### WHAT YOU ARE ASKED TO DO
Answer with a single number, the count of lines holding the word "index".

Records from a dataset:
====

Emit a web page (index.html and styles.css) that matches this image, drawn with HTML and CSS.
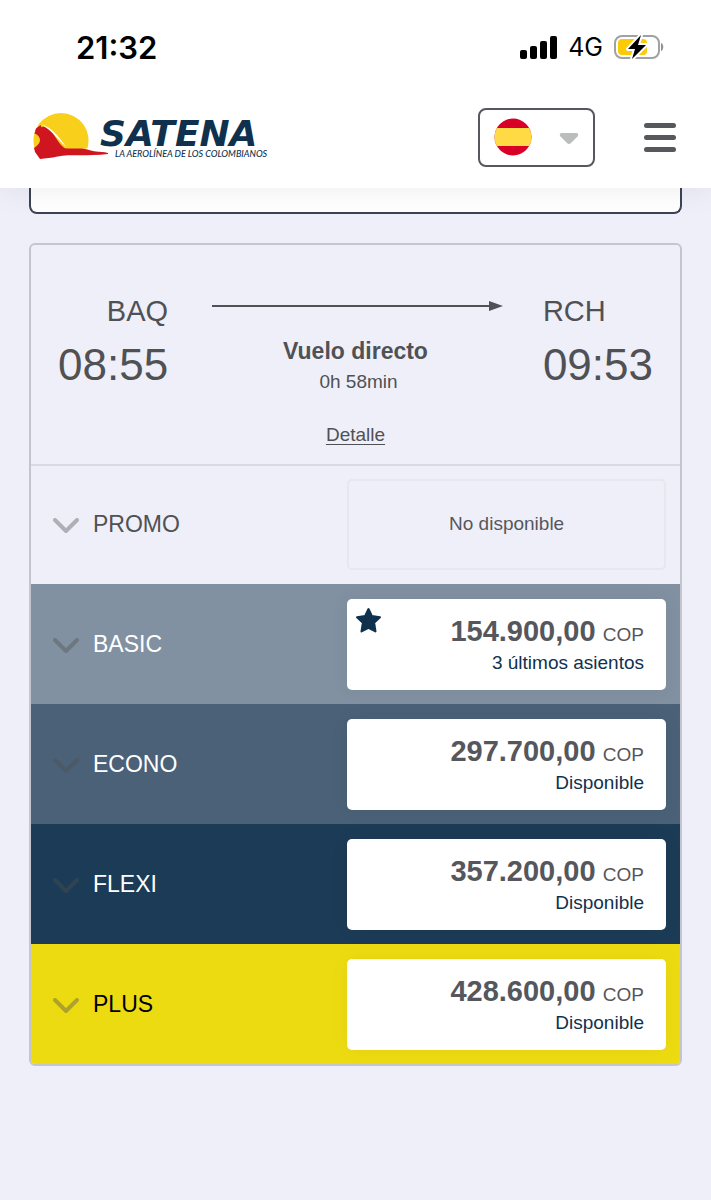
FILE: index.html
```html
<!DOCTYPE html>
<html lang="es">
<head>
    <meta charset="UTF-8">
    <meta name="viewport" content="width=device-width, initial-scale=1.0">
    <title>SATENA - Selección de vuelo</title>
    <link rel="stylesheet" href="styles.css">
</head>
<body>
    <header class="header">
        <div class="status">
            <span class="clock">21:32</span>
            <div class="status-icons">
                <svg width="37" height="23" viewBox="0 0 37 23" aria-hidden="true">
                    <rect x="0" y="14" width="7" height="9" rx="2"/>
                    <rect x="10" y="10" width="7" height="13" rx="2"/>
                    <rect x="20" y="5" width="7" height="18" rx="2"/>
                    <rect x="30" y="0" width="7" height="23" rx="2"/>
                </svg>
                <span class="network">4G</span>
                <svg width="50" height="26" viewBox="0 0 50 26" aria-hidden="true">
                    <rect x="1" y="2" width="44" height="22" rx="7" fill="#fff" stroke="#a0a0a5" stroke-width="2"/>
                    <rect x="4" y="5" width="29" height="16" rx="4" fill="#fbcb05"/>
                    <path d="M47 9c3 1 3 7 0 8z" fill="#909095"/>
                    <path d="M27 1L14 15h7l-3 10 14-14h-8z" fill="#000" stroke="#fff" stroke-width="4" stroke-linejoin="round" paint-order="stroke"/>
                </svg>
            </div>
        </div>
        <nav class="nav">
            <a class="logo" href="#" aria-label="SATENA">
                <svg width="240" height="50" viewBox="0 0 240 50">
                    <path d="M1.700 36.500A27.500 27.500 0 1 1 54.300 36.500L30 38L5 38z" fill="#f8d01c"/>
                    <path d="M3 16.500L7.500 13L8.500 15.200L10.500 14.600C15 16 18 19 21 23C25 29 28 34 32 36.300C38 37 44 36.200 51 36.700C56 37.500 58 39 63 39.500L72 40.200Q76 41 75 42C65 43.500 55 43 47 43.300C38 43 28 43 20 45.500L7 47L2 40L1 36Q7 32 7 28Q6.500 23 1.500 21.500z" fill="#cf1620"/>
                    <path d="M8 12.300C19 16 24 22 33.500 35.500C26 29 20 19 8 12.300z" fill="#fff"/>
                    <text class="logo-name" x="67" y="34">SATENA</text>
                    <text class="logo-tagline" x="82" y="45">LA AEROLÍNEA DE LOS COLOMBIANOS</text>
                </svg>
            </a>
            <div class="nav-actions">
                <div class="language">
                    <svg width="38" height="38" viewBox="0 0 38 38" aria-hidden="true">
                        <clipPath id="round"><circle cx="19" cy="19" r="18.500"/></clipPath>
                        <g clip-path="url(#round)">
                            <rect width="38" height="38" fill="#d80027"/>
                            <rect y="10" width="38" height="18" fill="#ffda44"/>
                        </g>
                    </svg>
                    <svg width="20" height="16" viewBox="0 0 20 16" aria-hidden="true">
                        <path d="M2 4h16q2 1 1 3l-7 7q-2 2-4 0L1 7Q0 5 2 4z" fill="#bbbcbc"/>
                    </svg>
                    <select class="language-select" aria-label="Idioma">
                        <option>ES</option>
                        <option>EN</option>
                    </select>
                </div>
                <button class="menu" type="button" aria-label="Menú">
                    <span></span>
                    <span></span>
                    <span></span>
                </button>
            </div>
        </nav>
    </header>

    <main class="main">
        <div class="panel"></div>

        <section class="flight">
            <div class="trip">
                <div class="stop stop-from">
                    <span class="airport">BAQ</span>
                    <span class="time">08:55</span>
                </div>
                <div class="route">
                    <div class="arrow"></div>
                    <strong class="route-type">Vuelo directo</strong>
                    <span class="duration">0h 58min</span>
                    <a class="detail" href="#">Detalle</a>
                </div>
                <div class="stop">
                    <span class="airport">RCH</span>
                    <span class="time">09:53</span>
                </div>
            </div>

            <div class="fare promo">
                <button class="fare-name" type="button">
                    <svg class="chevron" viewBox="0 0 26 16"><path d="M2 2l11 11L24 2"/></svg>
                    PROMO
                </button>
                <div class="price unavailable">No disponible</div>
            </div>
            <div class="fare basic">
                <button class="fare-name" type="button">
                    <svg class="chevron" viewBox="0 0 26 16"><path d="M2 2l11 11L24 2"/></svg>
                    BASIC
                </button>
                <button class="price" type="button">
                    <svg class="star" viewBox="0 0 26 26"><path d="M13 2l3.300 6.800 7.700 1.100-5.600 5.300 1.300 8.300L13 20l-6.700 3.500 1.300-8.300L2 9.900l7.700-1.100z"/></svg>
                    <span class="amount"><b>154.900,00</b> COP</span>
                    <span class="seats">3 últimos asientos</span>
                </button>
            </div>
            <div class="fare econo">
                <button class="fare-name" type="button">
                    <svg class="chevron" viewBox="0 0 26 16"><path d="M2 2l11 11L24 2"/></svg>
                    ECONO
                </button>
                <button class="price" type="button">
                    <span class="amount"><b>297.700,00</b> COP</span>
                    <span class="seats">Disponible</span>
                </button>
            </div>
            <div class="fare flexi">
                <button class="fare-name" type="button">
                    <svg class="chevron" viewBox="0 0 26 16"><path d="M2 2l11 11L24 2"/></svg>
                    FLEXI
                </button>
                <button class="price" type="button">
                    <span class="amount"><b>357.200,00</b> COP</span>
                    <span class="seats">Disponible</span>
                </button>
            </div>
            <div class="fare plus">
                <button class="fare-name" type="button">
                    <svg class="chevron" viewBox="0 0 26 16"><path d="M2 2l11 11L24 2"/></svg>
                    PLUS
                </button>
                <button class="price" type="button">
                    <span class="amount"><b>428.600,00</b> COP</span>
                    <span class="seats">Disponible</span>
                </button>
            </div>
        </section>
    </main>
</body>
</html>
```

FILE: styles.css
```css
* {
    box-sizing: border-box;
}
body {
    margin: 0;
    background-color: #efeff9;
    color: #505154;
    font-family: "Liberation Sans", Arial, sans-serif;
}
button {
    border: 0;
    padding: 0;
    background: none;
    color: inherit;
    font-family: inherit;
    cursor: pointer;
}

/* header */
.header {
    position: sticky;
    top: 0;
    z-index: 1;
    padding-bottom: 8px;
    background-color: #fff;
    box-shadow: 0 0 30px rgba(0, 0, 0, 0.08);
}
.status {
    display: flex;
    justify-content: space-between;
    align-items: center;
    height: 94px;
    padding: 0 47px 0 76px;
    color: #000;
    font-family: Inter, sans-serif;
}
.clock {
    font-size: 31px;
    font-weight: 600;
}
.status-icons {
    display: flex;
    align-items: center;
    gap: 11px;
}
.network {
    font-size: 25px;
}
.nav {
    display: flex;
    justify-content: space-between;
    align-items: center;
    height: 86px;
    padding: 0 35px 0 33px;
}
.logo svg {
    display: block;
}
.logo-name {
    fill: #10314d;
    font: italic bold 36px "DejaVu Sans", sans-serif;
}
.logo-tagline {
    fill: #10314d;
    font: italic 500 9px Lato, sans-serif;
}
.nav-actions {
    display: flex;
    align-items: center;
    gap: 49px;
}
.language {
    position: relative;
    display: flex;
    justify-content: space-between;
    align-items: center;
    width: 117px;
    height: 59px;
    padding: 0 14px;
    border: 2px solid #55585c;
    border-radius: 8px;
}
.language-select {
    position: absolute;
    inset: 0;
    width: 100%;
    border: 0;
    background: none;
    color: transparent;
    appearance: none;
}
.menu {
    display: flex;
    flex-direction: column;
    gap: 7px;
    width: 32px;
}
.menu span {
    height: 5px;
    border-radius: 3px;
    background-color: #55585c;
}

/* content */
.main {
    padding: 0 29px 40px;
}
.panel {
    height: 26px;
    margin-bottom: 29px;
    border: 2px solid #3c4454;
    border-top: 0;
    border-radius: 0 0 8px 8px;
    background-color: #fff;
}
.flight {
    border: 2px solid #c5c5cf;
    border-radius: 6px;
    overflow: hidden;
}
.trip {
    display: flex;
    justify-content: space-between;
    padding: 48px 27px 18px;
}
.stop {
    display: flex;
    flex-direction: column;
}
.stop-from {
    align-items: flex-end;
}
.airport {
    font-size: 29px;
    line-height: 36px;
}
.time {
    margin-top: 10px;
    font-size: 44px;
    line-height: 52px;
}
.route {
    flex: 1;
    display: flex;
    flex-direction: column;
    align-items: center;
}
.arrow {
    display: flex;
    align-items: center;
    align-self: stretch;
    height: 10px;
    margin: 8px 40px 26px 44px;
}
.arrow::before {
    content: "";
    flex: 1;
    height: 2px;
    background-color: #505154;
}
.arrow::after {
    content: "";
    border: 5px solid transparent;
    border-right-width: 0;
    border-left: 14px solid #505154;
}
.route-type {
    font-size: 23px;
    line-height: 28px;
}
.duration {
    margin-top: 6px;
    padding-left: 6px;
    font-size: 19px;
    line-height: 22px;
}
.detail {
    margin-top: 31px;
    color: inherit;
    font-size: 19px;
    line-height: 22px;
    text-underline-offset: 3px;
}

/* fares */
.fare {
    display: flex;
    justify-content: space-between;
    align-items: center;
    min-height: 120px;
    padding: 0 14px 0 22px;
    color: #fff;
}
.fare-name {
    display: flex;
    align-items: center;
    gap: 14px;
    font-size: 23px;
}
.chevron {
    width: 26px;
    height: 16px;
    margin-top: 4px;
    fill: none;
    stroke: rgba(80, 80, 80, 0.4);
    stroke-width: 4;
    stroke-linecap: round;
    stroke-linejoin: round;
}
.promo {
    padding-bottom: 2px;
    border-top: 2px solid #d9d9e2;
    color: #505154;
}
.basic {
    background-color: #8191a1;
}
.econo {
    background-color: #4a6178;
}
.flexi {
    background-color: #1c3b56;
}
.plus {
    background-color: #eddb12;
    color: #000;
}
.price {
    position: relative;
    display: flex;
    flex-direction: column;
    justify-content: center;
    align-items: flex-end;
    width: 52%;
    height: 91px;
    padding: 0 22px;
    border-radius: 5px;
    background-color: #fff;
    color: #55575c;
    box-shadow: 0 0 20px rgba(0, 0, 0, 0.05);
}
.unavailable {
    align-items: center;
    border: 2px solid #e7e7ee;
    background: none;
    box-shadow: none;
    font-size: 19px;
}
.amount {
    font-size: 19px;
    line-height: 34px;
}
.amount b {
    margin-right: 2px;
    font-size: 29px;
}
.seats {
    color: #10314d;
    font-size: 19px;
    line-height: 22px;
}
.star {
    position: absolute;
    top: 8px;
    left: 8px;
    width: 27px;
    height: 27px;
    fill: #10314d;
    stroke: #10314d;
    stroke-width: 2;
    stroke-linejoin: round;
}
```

====

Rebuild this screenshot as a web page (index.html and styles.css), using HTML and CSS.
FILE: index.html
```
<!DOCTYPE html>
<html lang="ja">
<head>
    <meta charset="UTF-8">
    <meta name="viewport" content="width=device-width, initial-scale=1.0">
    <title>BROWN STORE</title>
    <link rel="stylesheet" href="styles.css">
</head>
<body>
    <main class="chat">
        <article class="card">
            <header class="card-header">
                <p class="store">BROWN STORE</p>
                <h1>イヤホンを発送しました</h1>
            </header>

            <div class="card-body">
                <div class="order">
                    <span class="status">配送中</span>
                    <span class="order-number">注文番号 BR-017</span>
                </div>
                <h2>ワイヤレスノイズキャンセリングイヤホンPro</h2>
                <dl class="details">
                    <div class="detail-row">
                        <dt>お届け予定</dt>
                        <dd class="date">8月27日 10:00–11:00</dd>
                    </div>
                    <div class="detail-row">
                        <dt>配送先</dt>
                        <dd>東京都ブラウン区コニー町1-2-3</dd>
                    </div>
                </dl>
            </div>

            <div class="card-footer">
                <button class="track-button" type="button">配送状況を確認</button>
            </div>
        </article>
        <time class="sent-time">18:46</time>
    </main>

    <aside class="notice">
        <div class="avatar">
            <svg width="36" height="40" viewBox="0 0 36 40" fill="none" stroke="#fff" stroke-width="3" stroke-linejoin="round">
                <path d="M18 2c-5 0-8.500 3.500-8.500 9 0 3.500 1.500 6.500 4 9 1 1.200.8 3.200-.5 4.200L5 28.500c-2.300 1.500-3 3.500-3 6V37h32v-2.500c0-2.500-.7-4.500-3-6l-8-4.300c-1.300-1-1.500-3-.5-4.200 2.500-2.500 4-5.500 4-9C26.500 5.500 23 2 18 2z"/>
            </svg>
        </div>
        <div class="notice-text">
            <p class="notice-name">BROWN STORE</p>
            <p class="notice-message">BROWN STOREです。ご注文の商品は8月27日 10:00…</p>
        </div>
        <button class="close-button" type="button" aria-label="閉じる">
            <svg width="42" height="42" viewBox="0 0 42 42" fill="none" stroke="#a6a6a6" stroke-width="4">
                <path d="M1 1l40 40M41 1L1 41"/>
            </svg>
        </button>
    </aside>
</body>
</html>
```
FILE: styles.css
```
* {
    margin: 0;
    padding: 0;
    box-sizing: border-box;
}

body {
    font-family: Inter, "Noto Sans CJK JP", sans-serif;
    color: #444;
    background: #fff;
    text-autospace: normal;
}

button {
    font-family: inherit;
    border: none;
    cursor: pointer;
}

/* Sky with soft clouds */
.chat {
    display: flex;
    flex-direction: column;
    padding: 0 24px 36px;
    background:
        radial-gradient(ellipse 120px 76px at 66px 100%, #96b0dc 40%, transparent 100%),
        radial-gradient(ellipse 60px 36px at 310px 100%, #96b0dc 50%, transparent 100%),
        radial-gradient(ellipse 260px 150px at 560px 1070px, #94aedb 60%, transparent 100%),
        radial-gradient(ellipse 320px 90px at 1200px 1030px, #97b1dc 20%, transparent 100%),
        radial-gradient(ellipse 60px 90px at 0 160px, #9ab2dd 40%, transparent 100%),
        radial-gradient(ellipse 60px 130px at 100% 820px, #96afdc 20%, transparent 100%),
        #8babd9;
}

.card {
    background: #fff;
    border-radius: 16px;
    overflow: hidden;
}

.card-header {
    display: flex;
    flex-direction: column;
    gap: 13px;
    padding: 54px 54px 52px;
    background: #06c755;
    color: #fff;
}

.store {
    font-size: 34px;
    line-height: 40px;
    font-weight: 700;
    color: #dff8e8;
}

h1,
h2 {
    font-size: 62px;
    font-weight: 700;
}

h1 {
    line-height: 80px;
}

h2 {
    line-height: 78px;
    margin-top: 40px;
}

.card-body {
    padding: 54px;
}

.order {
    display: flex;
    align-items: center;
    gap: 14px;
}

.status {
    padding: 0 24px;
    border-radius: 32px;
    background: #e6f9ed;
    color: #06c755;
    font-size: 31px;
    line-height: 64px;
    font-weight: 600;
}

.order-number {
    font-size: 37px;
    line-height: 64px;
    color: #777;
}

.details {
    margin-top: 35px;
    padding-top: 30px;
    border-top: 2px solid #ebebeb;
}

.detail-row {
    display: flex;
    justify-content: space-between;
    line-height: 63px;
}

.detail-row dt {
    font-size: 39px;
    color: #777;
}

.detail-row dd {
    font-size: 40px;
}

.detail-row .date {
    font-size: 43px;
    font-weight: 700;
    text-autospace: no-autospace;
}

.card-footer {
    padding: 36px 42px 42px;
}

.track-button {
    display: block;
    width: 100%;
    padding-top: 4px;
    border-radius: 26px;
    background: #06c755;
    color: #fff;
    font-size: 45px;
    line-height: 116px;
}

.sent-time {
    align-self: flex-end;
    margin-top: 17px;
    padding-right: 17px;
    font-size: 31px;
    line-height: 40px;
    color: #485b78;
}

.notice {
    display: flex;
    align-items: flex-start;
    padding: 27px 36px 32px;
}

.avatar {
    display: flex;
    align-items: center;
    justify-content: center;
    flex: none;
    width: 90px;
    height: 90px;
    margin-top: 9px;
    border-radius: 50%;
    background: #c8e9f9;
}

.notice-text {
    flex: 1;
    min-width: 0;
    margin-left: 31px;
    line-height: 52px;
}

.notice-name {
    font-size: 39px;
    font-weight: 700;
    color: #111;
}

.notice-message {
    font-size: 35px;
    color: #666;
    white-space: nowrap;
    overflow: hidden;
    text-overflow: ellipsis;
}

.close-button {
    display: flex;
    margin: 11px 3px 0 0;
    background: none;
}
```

====

### FULL OUTPUT
5